Siemens announced plans on Monday to sell shares in its Osram lighting unit later this year, slicing off of a business with annual sales of 4.68 billion euros ($6.59 billion) in 2010 and almost 40,000 employees. The Munich-based company said it will also create a fourth division that focuses on infrastructure and cities, bundling products such as trains, airport services, power grids and building technologies.
Giving up control of the 105-year-old Osram underscores Loeschers clout to see through extensive changes at the engineering company, as he seeks to narrow the focus on energy, health care, infrastructure and industry tools. The plan to sell Osram, approved by the supervisory board on Monday at a two-hour gathering, follows a sale of a computer-services business earlier this year, a unit that had racked up years of losses.
It makes lots of sense and will highlight why Siemens is one of the best organised and broadest infrastructure suppliers in the world to help developing economies modernize their countries, said Nicholas Heymann, an analyst with Sterne Agee & Leach in New York.

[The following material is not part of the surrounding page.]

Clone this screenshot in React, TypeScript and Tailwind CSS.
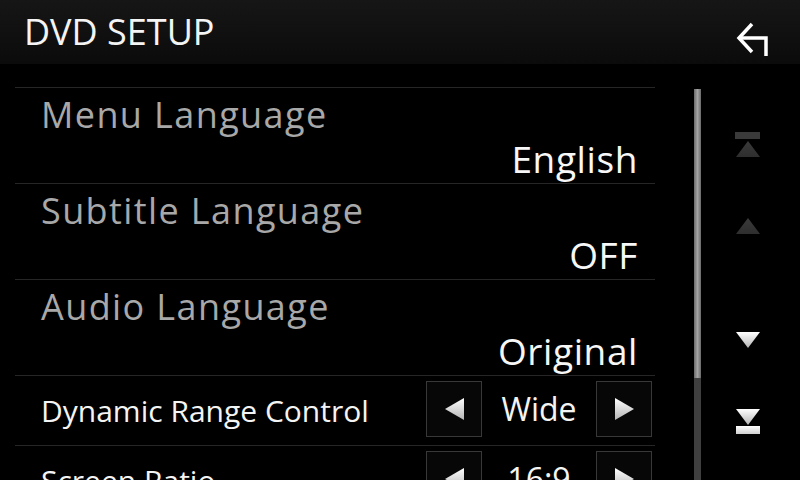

Osram has an enterprise value of 5 billion euros to 7 billion euros, according to a range of analyst predictions. An IPO stands to be one of the biggest listings in Germany in a decade, when the countrys average IPO had an average value of 119.5 million euros, according to data compiled by Bloomberg. Siemens will retain a minority stake, it said.
The revamp contrasts with Loeschers assurance four months ago that more than a dozen years of restructuring had come to an end and that Siemens would now be a normal company with higher profitability and predictable dividend payouts.